The outcome of this decision was that test items with high facility values had to be designed, and scores were crowded in the right (top) quartile of the distribution. Often the decision of whether one would study to be a doctor or a vet hinged on scoring differences of a fraction of a point, i.e. well below the margin of scoring error. Despite the grave flaws in that system, public opinion seemed content because the resultant grade inflation created the illusion that standards were improving, and that tax-payers were spared the expense of educating “boulder-brained” students.

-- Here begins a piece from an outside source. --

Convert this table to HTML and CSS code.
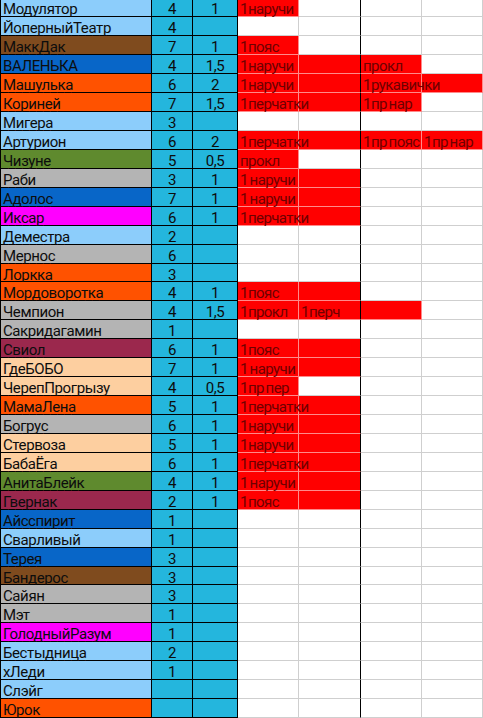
FILE: index.html
```html
<!DOCTYPE html>
<html lang="ru">
<head>
<meta charset="utf-8">
<title>Таблица</title>
<link rel="stylesheet" href="styles.css">
</head>
<body>
<div class="sheet" id="sheet"></div>
<script src="app.js"></script>
</body>
</html>
```

FILE: app.js
```js
const rows = [
  ["Модулятор","lb",0,"4","1",["1наручи",null,null,null]],
  ["ЙоперныйТеатр","lb",1,"4","",[null,null,null,null]],
  ["МаккДак","br",1,"7","1",["1пояс",null,null,null]],
  ["ВАЛЕНЬКА","db",0,"4","1,5",["1наручи","","прокл",null]],
  ["Машулька","or",1,"6","2",["1наручи","","1рукавички",""]],
  ["Кориней","or",1,"7","1,5",["1перчатки","","1пр нар",null]],
  ["Мигера","lb",1,"3","",[null,null,null,null]],
  ["Артурион","lb",1,"6","2",["1перчатки","","1пр пояс","1пр нар"]],
  ["Чизуне","ol",1,"5","0,5",["прокл",null,null,null]],
  ["Раби","gr",1,"3","1",["1 наручи","",null,null]],
  ["Адолос","db",1,"7","1",["1 наручи","",null,null]],
  ["Иксар","mg",1,"6","1",["1перчатки","",null,null]],
  ["Деместра","lb",1,"2","",[null,null,null,null]],
  ["Мернос","gr",1,"6","",[null,null,null,null]],
  ["Лоркка","or",1,"3","",[null,null,null,null]],
  ["Мордоворотка","or",1,"4","1",["1пояс","",null,null]],
  ["Чемпион","gr",0,"4","1,5",["1прокл","1перч","",null]],
  ["Сакридагамин","gr",1,"1","",[null,null,null,null]],
  ["Свиол","mr",1,"6","1",["1пояс","",null,null]],
  ["ГдеБОБО","pc",1,"7","1",["1 наручи","",null,null]],
  ["ЧерепПрогрызу","pc",1,"4","0,5",["1пр пер",null,null,null]],
  ["МамаЛена","or",1,"5","1",["1перчатки","",null,null]],
  ["Богрус","gr",1,"6","1",["1наручи","",null,null]],
  ["Стервоза","pc",0,"5","1",["1наручи","",null,null]],
  ["БабаЁга","pc",1,"6","1",["1перчатки","",null,null]],
  ["АнитаБлейк","ol",1,"4","1",["1 наручи","",null,null]],
  ["Гвернак","mr",1,"2","1",["1пояс","",null,null]],
  ["Айсспирит","db",1,"1","",[null,null,null,null]],
  ["Сварливый","lb",0,"1","",[null,null,null,null]],
  ["Терея","db",1,"3","",[null,null,null,null]],
  ["Бандерос","br",1,"3","",[null,null,null,null]],
  ["Сайян","gr",1,"3","",[null,null,null,null]],
  ["Мэт","gr",1,"1","",[null,null,null,null]],
  ["ГолодныйРазум","mg",1,"1","",[null,null,null,null]],
  ["Бестыдница","lb",1,"2","",[null,null,null,null]],
  ["хЛеди","lb",1,"1","",[null,null,null,null]],
  ["Слэйг","lb",1,"","",[null,null,null,null]],
  ["Юрок","or",0,"","",[null,null,null,null]]
];
const sheet = document.getElementById("sheet");
function cell(cls, text) {
  const d = document.createElement("div");
  d.className = "cell " + cls;
  if (text) {
    const s = document.createElement("span");
    s.textContent = text;
    d.appendChild(s);
  }
  sheet.appendChild(d);
  return d;
}
rows.forEach(r => {
  const [name, col, sp, a, b, ext] = r;
  const n = cell("name " + col, name);
  if (sp) n.firstChild.classList.add("sp");
  cell("num", a);
  cell("num c3", b);
  ext.forEach((v, i) => {
    const cls = ["ea", "eb", "ec", "ed"][i];
    cell("ext " + cls + (v !== null ? " red" : ""), v || "");
  });
});
```

FILE: styles.css
```css
html, body {
  margin: 0;
  padding: 0;
  background: #ffffff;
}
body {
  font-family: Roboto, "Liberation Sans", Arial, sans-serif;
  font-size: 15px;
  letter-spacing: -0.4px;
  color: #0d0d0d;
  overflow: hidden;
}
.sheet {
  display: grid;
  grid-template-columns: 152px 41px 45px 61px 62px 61px 61px;
  grid-auto-rows: 18.94px;
  margin-top: -1.6px;
  width: 483px;
}
.cell {
  box-sizing: border-box;
  border-right: 1px solid #000;
  border-bottom: 1px solid #000;
  padding-top: 5px;
  line-height: 13px;
  white-space: nowrap;
  overflow: visible;
  position: relative;
}
.name {
  border-left: 1px solid #000;
  padding-left: 2px;
}
.sp {
  text-decoration: underline wavy #e02020;
  text-decoration-thickness: 1px;
  text-underline-offset: 2px;
  text-decoration-skip-ink: none;
}
.lb { background: #8ccdfb; }
.br { background: #7f4b1e; }
.db { background: #0866c8; }
.or { background: #ff5200; }
.ol { background: #5f8a2e; }
.gr { background: #b4b4b4; }
.mg { background: #ff00ff; }
.mr { background: #9b284d; }
.pc { background: #fdcfa0; }
.num {
  background: #24b6dd;
  text-align: center;
}
.ext {
  background: #ffffff;
  border-right-color: #cfcfcf;
  border-bottom-color: #cfcfcf;
  padding-left: 2px;
  color: #6e0000;
  letter-spacing: -0.55px;
  word-spacing: -1.5px;
}
.ext.eb {
  border-right-color: #000;
}
.ext.red {
  background: #ff0000;
  border-bottom-color: #ff8a8a;
  border-right-color: #ff8a8a;
}
.ext.eb.red {
  border-right-color: #000;
}
.ext span {
  position: relative;
  z-index: 1;
}
```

The cut-off provision was eventually revoked in 2009 (for reasons which, I suspect, were only partly academic), but the public perception remains that, unless the majority of candidates do well in the exams, there must be something wrong with either the test items or with their academic preparation. The protest by the Union of Science Teachers is typical of this attitude:
τα [θέματα] απαιτούσαν μεγάλη εμπειρία και ιδιαίτερη διαίσθηση στη φυσική, σαν να επρόκειτο για διαγωνισμό ταλέντων φυσικής.

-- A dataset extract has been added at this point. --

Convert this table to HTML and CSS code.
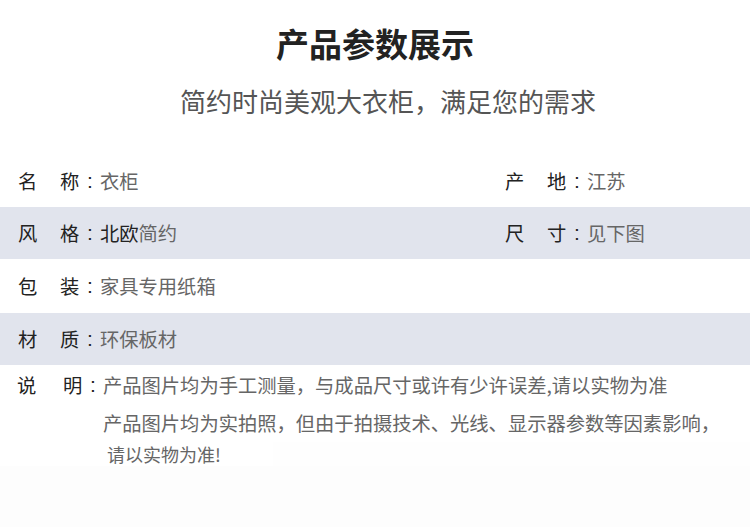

The test items required great experience and special intuition in physics, as if it was a physics talent contest.
I hope it’s clear from the exposition above that norm-referenced exams are, in fact, a contest of sorts, and that challenging questions which result in a wide dispersal of scores and encourage creative thinking are, in my opinion, necessary components of an efficient university entrance exam. As a result, I find it hard to blame the exam committee for their selection of tasks, and I am puzzled by such objections. That having been said, it is also my belief that in the face of such sustained criticism, it is the responsibility of academic entities to stand by their informed decisions and educate the public opinion as to their rationale, rather than be swayed by angry rhetoric, vociferous complaints and hidden agendas. It is in this sense that I believe the Examination Committee has failed its mandate.